Lo malo es que, siendo un artista que por herencia paterna trae en sus venas solera de la fina y hasta cierta dulzura de ate moreliano, de pronto le ocurría lo que a los frijoles: Que al primer hervor se arrugan. Y entonces, cuando ya tenía la mesa puesta –nació con cuchara de oro en la boca, en vez de traer torta bajo el brazo– prefería limitarse a darnos atole con el dedo. Más por fortuna, como lo saben tus anafres, “el carbón que ha sido brasa fácilmente vuelve a arder”. Y hoy, sereno y confiado, pisando fuerte como pisan las figuras, Chuchito tornó a ser Superstar.
Y torero completo. Señoriales sus verónicas, bordados sus quites, espectaculares sus pares de banderillas y un señor muletero de tal categoría que, borró los congestionamientos a los que el público se estaba acostumbrando cuando solo se le ofrecían escudillas de indigesta bazofia. La naturalidad, la verticalidad, el elegante bien hacer que hoy nos hicieron confirmar que "ese arroz ya se coció", ha madurado al fin como un torero de excepción y como un matador certero, que sin llegar a gran estoqueador, no pasa fatigas para redondear dignamente su labor muleteril. Le tumbó la oreja al primero y dio vuelta al ruedo en el sexto, al que dio muletazos increíbles, antes de que el toro, con poco gas, apagara lo que iba para llamarada. (Carlos León, "Procuna, en su despedida, dio la tarde de su vida", en Novedades, México D.F., 11 de marzo de 1974).
La tercera tarde trascendente del hijo de El Rey del Temple tuvo lugar en Aguascalientes, en la segunda corrida de la inauguración de la plaza Monumental el 24 de noviembre.

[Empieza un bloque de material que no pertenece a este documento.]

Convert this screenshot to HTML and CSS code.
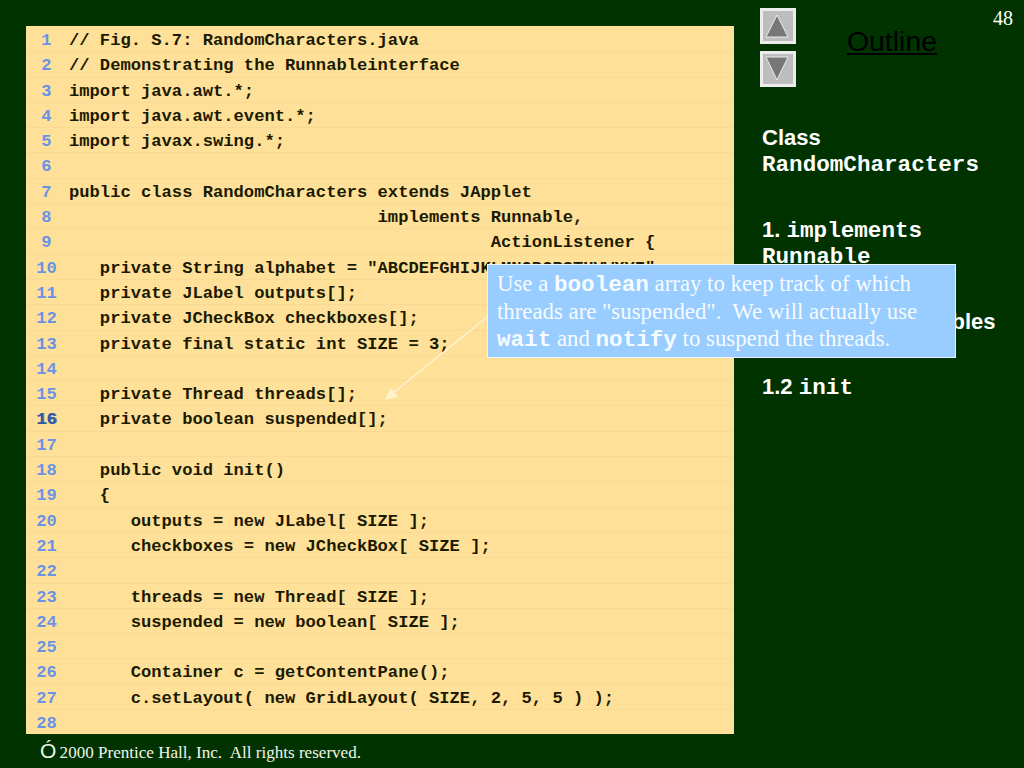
FILE: index.html
```html
<!DOCTYPE html>
<html lang="en">
<head>
<meta charset="utf-8">
<title>RandomCharacters</title>
<link rel="stylesheet" href="styles.css">
</head>
<body>
<div class="slide">
  <div class="content">
    <div class="panel">
      <div class="row"><span class="num">1</span><span class="code">// Fig. S.7: RandomCharacters.java</span></div>
      <div class="row"><span class="num">2</span><span class="code">// Demonstrating the Runnableinterface</span></div>
      <div class="row"><span class="num">3</span><span class="code">import java.awt.*;</span></div>
      <div class="row"><span class="num">4</span><span class="code">import java.awt.event.*;</span></div>
      <div class="row"><span class="num">5</span><span class="code">import javax.swing.*;</span></div>
      <div class="row"><span class="num">6</span><span class="code"></span></div>
      <div class="row"><span class="num">7</span><span class="code">public class RandomCharacters extends JApplet</span></div>
      <div class="row"><span class="num">8</span><span class="code">                              implements Runnable,</span></div>
      <div class="row"><span class="num">9</span><span class="code">                                         ActionListener {</span></div>
      <div class="row"><span class="num">10</span><span class="code">   private String alphabet = "ABCDEFGHIJKLMNOPQRSTUVWXYZ";</span></div>
      <div class="row"><span class="num">11</span><span class="code">   private JLabel outputs[];</span></div>
      <div class="row"><span class="num">12</span><span class="code">   private JCheckBox checkboxes[];</span></div>
      <div class="row"><span class="num">13</span><span class="code">   private final static int SIZE = 3;</span></div>
      <div class="row"><span class="num">14</span><span class="code"></span></div>
      <div class="row"><span class="num">15</span><span class="code">   private Thread threads[];</span></div>
      <div class="row"><span class="num num-hi">16</span><span class="code">   private boolean suspended[];</span></div>
      <div class="row"><span class="num">17</span><span class="code"></span></div>
      <div class="row"><span class="num">18</span><span class="code">   public void init()</span></div>
      <div class="row"><span class="num">19</span><span class="code">   {</span></div>
      <div class="row"><span class="num">20</span><span class="code">      outputs = new JLabel[ SIZE ];</span></div>
      <div class="row"><span class="num">21</span><span class="code">      checkboxes = new JCheckBox[ SIZE ];</span></div>
      <div class="row"><span class="num">22</span><span class="code"></span></div>
      <div class="row"><span class="num">23</span><span class="code">      threads = new Thread[ SIZE ];</span></div>
      <div class="row"><span class="num">24</span><span class="code">      suspended = new boolean[ SIZE ];</span></div>
      <div class="row"><span class="num">25</span><span class="code"></span></div>
      <div class="row"><span class="num">26</span><span class="code">      Container c = getContentPane();</span></div>
      <div class="row"><span class="num">27</span><span class="code">      c.setLayout( new GridLayout( SIZE, 2, 5, 5 ) );</span></div>
      <div class="row row-last"><span class="num">28</span><span class="code"></span></div>
    </div>
    <div class="side">
      <div class="side-head">
        <div class="nav">
          <div class="nav-btn">
            <svg width="30" height="30" viewBox="0 0 30 30"><polygon points="14,4 25,26 3,26" fill="#777777" stroke="#ececec" stroke-width="1"/></svg>
          </div>
          <div class="nav-btn">
            <svg width="30" height="30" viewBox="0 0 30 30"><polygon points="3,3 25,3 14,26" fill="#777777" stroke="#ececec" stroke-width="1"/></svg>
          </div>
        </div>
        <div class="outline">Outline</div>
        <div class="page-num">48</div>
      </div>
      <div class="notes">
        <p>Class<br><span class="mono">RandomCharacters</span></p>
        <p>1. <span class="mono">implements<br>Runnable</span></p>
        <p>1.1&nbsp; Instance variables</p>
        <p>1.2 <span class="mono">init</span></p>
      </div>
    </div>
  </div>
  <div class="footer"><span class="copy">Ó</span> 2000 Prentice Hall, Inc.  All rights reserved.</div>

  <svg class="arrow" width="120" height="100" viewBox="0 0 120 100">
    <line x1="104" y1="11" x2="10" y2="87" stroke="#fff3cf" stroke-width="1.6"/>
    <polygon points="2,94 8,82 15,91" fill="#fff3cf"/>
  </svg>
  <div class="callout">Use a <span class="mono">boolean</span> array to keep track of which<br>threads are "suspended".  We will actually use<br><span class="mono">wait</span> and <span class="mono">notify</span> to suspend the threads.</div>
</div>
</body>
</html>
```
FILE: styles.css
```css
* { box-sizing: border-box; }
html, body { margin: 0; padding: 0; }
body { background: #003300; }
.slide {
  position: relative;
  width: 1024px;
  height: 768px;
  overflow: hidden;
  background: #003300;
  color: #ffffff;
  display: flex;
  flex-direction: column;
}
.content { display: flex; padding-left: 26px; flex: none; }
.panel {
  width: 708px;
  height: 708px;
  margin-top: 26px;
  padding-top: 1px;
  background: #ffe099;
  overflow: hidden;
}
.row {
  display: flex;
  align-items: flex-start;
  height: 25.3px;
  border-bottom: 1px solid #f9da94;
  font: bold 17.15px/28px "Liberation Mono", monospace;
}
.row-last { border-bottom: 0; }
.num { width: 41px; margin-right: 2px; flex: none; text-align: center; color: #6a93e6; }
.num-hi { color: #33589c; text-shadow: 1px 0 0 #5f8fe0; }
.code { white-space: pre; color: #1a1a00; }
.side { width: 290px; flex: none; padding: 8px 11px 0 26px; }
.side-head { display: flex; align-items: flex-start; height: 79px; }
.nav { display: flex; flex-direction: column; gap: 7px; }
.nav-btn {
  width: 36px;
  height: 36px;
  border: 3px solid #ececec;
  background: #bdbdbd;
}
.nav-btn svg { display: block; }
.outline {
  margin: 17px 0 0 51px;
  font: 28.4px/32px "Liberation Sans", sans-serif;
  color: #000000;
  text-decoration: underline;
}
.page-num {
  margin: 0 0 0 auto;
  font: 20px/20px "Liberation Serif", serif;
}
.notes {
  margin: 38px 0 0 2px;
  font: bold 22px/26.2px "Liberation Sans", sans-serif;
}
.notes p { margin: 0 0 39.4px; white-space: nowrap; }
.mono { font-family: "Liberation Mono", monospace; font-weight: bold; font-size: 22.6px; line-height: 0; }
.footer {
  margin: 6px 0 0 40px;
  font: 17.07px/22px "Liberation Serif", serif;
  white-space: pre;
  color: #f0f5e8;
}
.copy { font: 21px/22px "Liberation Sans", sans-serif; margin-right: -1px; }
.callout {
  position: absolute;
  left: 487px;
  top: 264px;
  width: 469px;
  height: 94px;
  padding: 5px 0 0 9px;
  background: #99ccff;
  border: 1px solid #e8f4ff;
  font: 22.8px/27.5px "Liberation Serif", serif;
  white-space: pre;
  color: #f6fbff;
}
.arrow { position: absolute; left: 383px; top: 306px; }
```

En esa segunda corrida el inolvidable Cabezón González confeccionó lo que se dio en llamar un cartel de banderilleros, en el que actuaron junto a Chucho el acapulqueño Antonio Lomelín y Manolo Arruza, para lidiar toros del ingeniero Mariano Ramírez. El primer toro de la tarde se llamó Pinocho, dedicado al subalterno y apoderado Manuel González y lo sucedido allí, nos lo recuerda la crónica de don Jesús Gómez Medina:
Y en la palestra del nuevo coso se produjo "el milagro de la verónica" como si, al torear de capa, Chucho Solórzano fuese repitiendo el soneto de Xavier Sorondo:
"Los brazos pordioseros, como péndulo doble, arrastran por la arena la comba del percal..."

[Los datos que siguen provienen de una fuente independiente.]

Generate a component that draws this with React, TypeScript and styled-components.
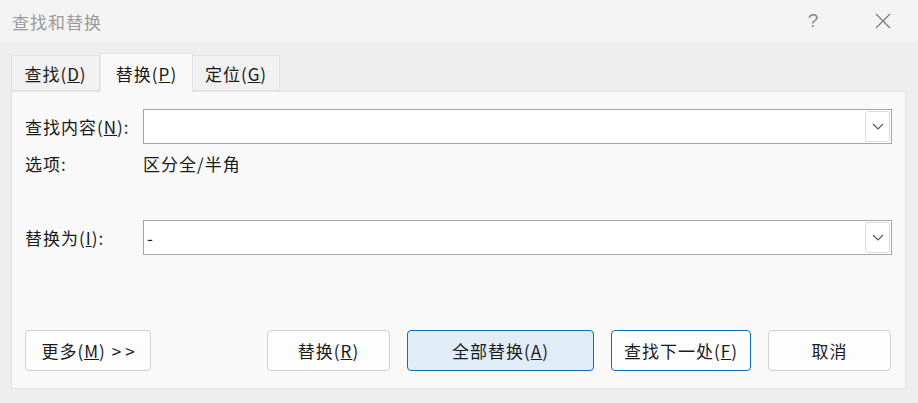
import React from 'react';
import styled, { createGlobalStyle } from 'styled-components';

const font = `"Noto Sans CJK SC", "Noto Sans", sans-serif`;

const GlobalStyle = createGlobalStyle`
  html, body {
    margin: 0;
    padding: 0;
    background: #ffffff;
  }
  body {
    font-family: ${font};
    color: #1a1a1a;
  }
`;

const Window = styled.div`
  width: 918px;
  height: 403px;
  background: #eeeeee;
  display: flex;
  flex-direction: column;
  overflow: hidden;
`;

const TitleBar = styled.div`
  height: 42px;
  background: #f3f3f3;
  display: flex;
  align-items: center;
  padding-left: 12px;
  box-sizing: border-box;
`;

const Title = styled.span`
  font-size: 17px;
  color: #9a9a9a;
  flex: 1;
  letter-spacing: 1px;
`;

const TitleButton = styled.div<{ $w: number }>`
  width: ${p => p.$w}px;
  height: 42px;
  display: flex;
  align-items: center;
  justify-content: center;
  color: #8a8a8a;
  font-size: 19px;
  font-family: "Liberation Sans", sans-serif;
`;

const Body = styled.div`
  flex: 1;
  display: flex;
  flex-direction: column;
  padding: 11px 12px 14px 11px;
`;

const TabRow = styled.div`
  display: flex;
  align-items: flex-end;
  height: 38px;
`;

const Tab = styled.div<{ $w: number; $active?: boolean }>`
  width: ${p => p.$w}px;
  height: ${p => (p.$active ? 39 : 36)}px;
  box-sizing: border-box;
  background: ${p => (p.$active ? '#f9f9f9' : '#f1f1f1')};
  border: 1px solid #e3e3e3;
  border-bottom: ${p => (p.$active ? 'none' : '1px solid #e3e3e3')};
  border-left: ${p => (p.$active ? '1px solid #e3e3e3' : 'none')};
  margin-bottom: ${p => (p.$active ? -1 : 0)}px;
  position: relative;
  z-index: ${p => (p.$active ? 2 : 1)};
  display: flex;
  align-items: center;
  justify-content: center;
  font-size: 17px;
  letter-spacing: 1px;
  padding-top: ${p => (p.$active ? 0 : 1)}px;
  &:first-child {
    border-left: 1px solid #e3e3e3;
  }
`;

const Panel = styled.div`
  flex: 1;
  background: #f9f9f9;
  border: 1px solid #e3e3e3;
  display: flex;
  flex-direction: column;
  padding: 17px 13px 17px 13px;
`;

const FieldRow = styled.div<{ $gap?: number }>`
  display: flex;
  align-items: center;
  height: 35px;
  margin-top: ${p => p.$gap ?? 0}px;
`;

const Label = styled.div`
  width: 118px;
  font-size: 17px;
  letter-spacing: 1px;
`;

const ComboBox = styled.div`
  flex: 1;
  height: 35px;
  box-sizing: border-box;
  border: 1px solid #a6a6a6;
  background: #ffffff;
  display: flex;
  align-items: center;
  padding: 0 1px 0 3px;
`;

const ComboText = styled.div`
  flex: 1;
  font-size: 17px;
`;

const DropButton = styled.div`
  width: 25px;
  height: 31px;
  box-sizing: border-box;
  border: 1px solid #dcdcdc;
  border-radius: 3px;
  display: flex;
  align-items: center;
  justify-content: center;
`;

const OptionRow = styled.div`
  display: flex;
  align-items: center;
  height: 24px;
  margin-top: 7px;
`;

const OptionValue = styled.div`
  font-size: 17px;
  letter-spacing: 1px;
`;

const ButtonRow = styled.div`
  margin-top: auto;
  display: flex;
  align-items: center;
  gap: 17px;
  padding-right: 1px;
`;

const Button = styled.div<{ $w: number; $variant?: 'primary' | 'focus' }>`
  width: ${p => p.$w}px;
  height: 41px;
  box-sizing: border-box;
  border-radius: 4px;
  border: 1px solid ${p => (p.$variant ? '#0f6cbd' : '#d1d1d1')};
  background: ${p => (p.$variant === 'primary' ? '#e0ecf8' : '#fdfdfd')};
  display: flex;
  align-items: center;
  justify-content: center;
  font-size: 17px;
  letter-spacing: 1px;
  white-space: pre;
`;

const Arrows = styled.span`
  letter-spacing: 4px;
  margin-left: 6px;
  margin-right: -4px;
`;

const Spacer = styled.div`
  flex: 1;
`;

const Chevron = () => (
  <svg width="12" height="7" viewBox="0 0 12 7">
    <polyline points="1,1 6,6 11,1" fill="none" stroke="#555" strokeWidth="1.1" />
  </svg>
);

const CloseIcon = () => (
  <svg width="16" height="16" viewBox="0 0 16 16">
    <path d="M1 1 L15 15 M15 1 L1 15" stroke="#7a7a7a" strokeWidth="1.2" />
  </svg>
);

function App() {
  return (
    <>
      <GlobalStyle />
      <Window>
        <TitleBar>
          <Title>查找和替换</Title>
          <TitleButton $w={70}>?</TitleButton>
          <TitleButton $w={70}>
            <CloseIcon />
          </TitleButton>
        </TitleBar>
        <Body>
          <TabRow>
            <Tab $w={89}>查找(<u>D</u>)</Tab>
            <Tab $w={93} $active>替换(<u>P</u>)</Tab>
            <Tab $w={87}>定位(<u>G</u>)</Tab>
          </TabRow>
          <Panel>
            <FieldRow>
              <Label>查找内容(<u>N</u>):</Label>
              <ComboBox>
                <ComboText />
                <DropButton>
                  <Chevron />
                </DropButton>
              </ComboBox>
            </FieldRow>
            <OptionRow>
              <Label>选项:</Label>
              <OptionValue>区分全/半角</OptionValue>
            </OptionRow>
            <FieldRow $gap={45}>
              <Label>替换为(<u>I</u>):</Label>
              <ComboBox>
                <ComboText>-</ComboText>
                <DropButton>
                  <Chevron />
                </DropButton>
              </ComboBox>
            </FieldRow>
            <ButtonRow>
              <Button $w={126}>
                更多(<u>M</u>)<Arrows>&gt;&gt;</Arrows>
              </Button>
              <Spacer />
              <Button $w={123}>替换(<u>R</u>)</Button>
              <Button $w={187} $variant="primary">全部替换(<u>A</u>)</Button>
              <Button $w={140} $variant="focus">查找下一处(<u>F</u>)</Button>
              <Button $w={123}>取消</Button>
            </ButtonRow>
          </Panel>
        </Body>
      </Window>
    </>
  );
}

export default App;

Un vibrante escalofrío barrió los tendidos, sacudidos por el flamazo de la emoción más noble que pueda depararnos la fiesta brava: La emoción del arte; mientras Solórzano concluía los lances antológicos con un recorte señorial.

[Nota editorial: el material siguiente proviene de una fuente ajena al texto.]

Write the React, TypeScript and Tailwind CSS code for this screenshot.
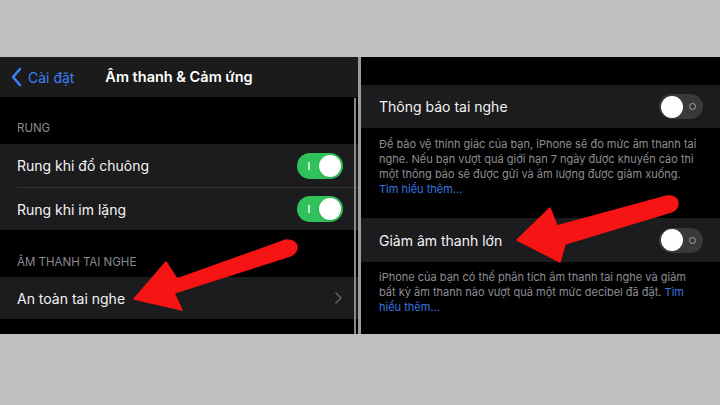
import React from "react";

const FONT = { fontFamily: "Inter, 'Noto Sans', 'Liberation Sans', sans-serif" };

function ToggleOn() {
  return (
    <div className="relative w-[46px] h-[26px] rounded-full bg-[#30c15a] flex items-center justify-end pr-[2px]">
      <div className="absolute left-[11px] top-[9px] w-[1.5px] h-[8px] bg-[#e8ffe8] opacity-80" />
      <div className="w-[22px] h-[22px] rounded-full bg-white shadow" />
    </div>
  );
}

function ToggleOff() {
  return (
    <div className="relative w-[44px] h-[25px] rounded-full bg-[#39393b] flex items-center pl-[2px]">
      <div className="w-[22px] h-[22px] rounded-full bg-white" />
      <div className="absolute right-[7px] top-[9px] w-[7px] h-[7px] rounded-full border-[1.5px] border-[#a5a5a8]" />
    </div>
  );
}

export default function App() {
  return (
    <div className="relative w-[720px] h-[405px] bg-[#bfbfbf] overflow-hidden" style={FONT}>
      <div className="h-[57px]" />
      <div className="flex h-[277px]">
        {/* Left panel */}
        <div className="relative w-[358px] shrink-0 bg-black flex flex-col">
          <div className="h-[40px] bg-[#1b1b1c] grid grid-cols-[1fr_auto_1fr] items-center">
            <div className="flex items-center pl-[11px] text-[#3a82f7] text-[14px]">
              <svg width="11" height="20" viewBox="0 0 11 20" className="mr-[6px]">
                <path d="M9 2 L2 10 L9 18" fill="none" stroke="#3a82f7" strokeWidth="2.6" strokeLinecap="round" strokeLinejoin="round" />
              </svg>
              <span>Cài đặt</span>
            </div>
            <div className="text-white text-[14.5px] font-semibold">Âm thanh &amp; Cảm ứng</div>
            <div />
          </div>
          <div className="h-[47px] flex items-end pb-[7px] px-[17px] text-[11.5px] text-[#8b8b90]">RUNG</div>
          <div className="h-[43px] bg-[#1c1c1e] flex items-center justify-between pl-[17px] pr-[15px] text-[14px] text-[#f4f4f4]">
            <span>Rung khi đổ chuông</span>
            <ToggleOn />
          </div>
          <div className="h-px bg-[#1c1c1e] pl-[17px]"><div className="h-px bg-[#333335]" /></div>
          <div className="h-[42px] bg-[#1c1c1e] flex items-center justify-between pl-[17px] pr-[15px] text-[14px] text-[#f4f4f4]">
            <span>Rung khi im lặng</span>
            <ToggleOn />
          </div>
          <div className="h-[47px] flex items-end pb-[6px] px-[17px] text-[11.5px] text-[#8b8b90]">ÂM THANH TAI NGHE</div>
          <div className="h-[42px] bg-[#1c1c1e] flex items-center justify-between pl-[17px] pr-[16px] text-[14px] text-[#f4f4f4]">
            <span>An toàn tai nghe</span>
            <svg width="7" height="12" viewBox="0 0 7 12">
              <path d="M1 1 L6 6 L1 11" fill="none" stroke="#5f5f63" strokeWidth="1.6" strokeLinecap="round" strokeLinejoin="round" />
            </svg>
          </div>
          <div className="flex-1" />
          <div className="absolute right-[2px] top-[41px] bottom-0 w-[2px] bg-[#8a8a8a]" />
        </div>
        <div className="w-[3px] shrink-0 bg-[#9c9c9c]" />
        {/* Right panel */}
        <div className="flex-1 min-w-0 overflow-hidden bg-black flex flex-col">
          <div className="h-[28px]" />
          <div className="h-[43px] bg-[#1c1c1e] flex items-center justify-between pl-[18px] pr-[17px] text-[14px] text-[#f4f4f4]">
            <span>Thông báo tai nghe</span>
            <ToggleOff />
          </div>
          <div className="h-[90px] pt-[9px] px-[18px] text-[11px] leading-[15px] text-[#8e8e93] whitespace-nowrap">
            <div>Để bảo vệ thính giác của bạn, iPhone sẽ đo mức âm thanh tai</div>
            <div>nghe. Nếu bạn vượt quá giới hạn 7 ngày được khuyến cáo thì</div>
            <div>một thông báo sẽ được gửi và âm lượng được giảm xuống.</div>
            <div className="text-[#3a74e0]">Tìm hiểu thêm...</div>
          </div>
          <div className="h-[44px] bg-[#1c1c1e] flex items-center justify-between pl-[18px] pr-[17px] text-[14px] text-[#f4f4f4]">
            <span>Giảm âm thanh lớn</span>
            <ToggleOff />
          </div>
          <div className="flex-1 pt-[8px] px-[18px] text-[11px] leading-[15px] text-[#8e8e93] whitespace-nowrap">
            <div>iPhone của bạn có thể phân tích âm thanh tai nghe và giảm</div>
            <div>bất kỳ âm thanh nào vượt quá một mức decibel đã đặt. <span className="text-[#3a74e0]">Tìm</span></div>
            <div className="text-[#3a74e0]">hiểu thêm...</div>
          </div>
        </div>
      </div>
      <svg className="absolute inset-0 pointer-events-none" width="720" height="405" viewBox="0 0 720 405">
        <path
          d="M134 299 L166 262 L177 279 L286 240 Q296 240 297 247 Q297 253 290 256 L174 293 L182 310 Z"
          fill="#f71414"
          stroke="#f71414"
          strokeWidth="1.5"
          strokeLinejoin="round"
        />
        <path
          d="M517 240 L550 208 L557 226 L667 196 Q677 195 678 203 Q678 210 671 212 L565 244 L560 262 Z"
          fill="#f71414"
          stroke="#f71414"
          strokeWidth="1.5"
          strokeLinejoin="round"
        />
      </svg>
    </div>
  );
}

¡Admirable conjunción aquella! El toro, prototipo de bravura y buen estilo y el torero, dechado de calidad y de arte. Y si "Pinocho" aportó nuevos lauros a la triunfadora vacada de Mariano Ramírez, Chucho por su parte, ilustró con nuevas hazañas los blasones de la afamada dinastía moreliana...
A la elegancia, al aplomo y al buen gusto para realizar las suertes añádase la variedad, que no parecía sino que, al torear de muleta, Solórzano tenía por norte el poema de Gerardo Diego "Oda a la Diversidad del Toreo". En esta forma, en lugar de los trasteos a golpe cantado, asistíamos al gozoso espectáculo de un Solórzano que, sin desviarse de la norma clásica, con los naturales cadenciosos, apretados, de genuina estirpe rondeña; y al lado de los derechazos pausados, ceñidos, la mano baja y la pierna contraria al frente, intercalaba los de trinchera, los firmazos, el afarolado y los molinetes, de los que hubo uno, girando lentamente ante la propia cara del burel, que hubiese firmado Belmonte.
Filigranas éstas de la mejor calidad y del gusto más exquisito que, lejos de restarle hondura a la faena –¡A la gran faena!– le infundieron mayor brillantez a la manera que una rica pedrería embellece una joya forjada con oro de la mejor ley.
A un tiempo, sepultó Chucho todo el acero ligeramente trasero. Rehusábase “Pinocho” a doblar y para conseguirlo, su matador apeló a un recurso de vieja ejecutoria: Extrajo la espada y, corriéndola hasta el cerviguillo, descabelló al segundo intento, a cambio de verse achuchado y sufrir un varetazo. Ovación estruendosa. Las dos orejas y el rabo de "Pinocho", el nobilísimo ejemplar para cuyos despojos ordenóse, con toda justificación, el arrastre lento.
Y con los apéndices y la doble vuelta al ruedo, Chucho Solórzano recibió de nuevo la pleitesía de un público, que una vez más, supo rendirse ante la manifestación de la más noble expresión de la fiesta: La del toreo – arte. (Jesús Gómez Medina, "Con el estupendo Pinocho, Solórzano bordó el toreo", El Sol del Centro, 25 de noviembre de 1974)
Así pues, con esta actuación de Jesús Solórzano hijo, se precisaron dos importantes efemérides de la recién inaugurada plaza Monumental Aguascalientes: El primer rabo otorgado en su albero, fue para él y el primer toro premiado con el arrastre lento, fue precisamente "Pinocho", de Mariano Ramírez.
Jesús Solórzano seguiría vistiendo el terno de luces casi dos décadas más y tendría momentos destacados en ese tránsito temporal. Pero el año de 1974, el octavo como matador de alternativa, sin duda que fue la cumbre de su carrera en los ruedos, pues en él dejó escritas las páginas de su historia que toda la afición recuerda.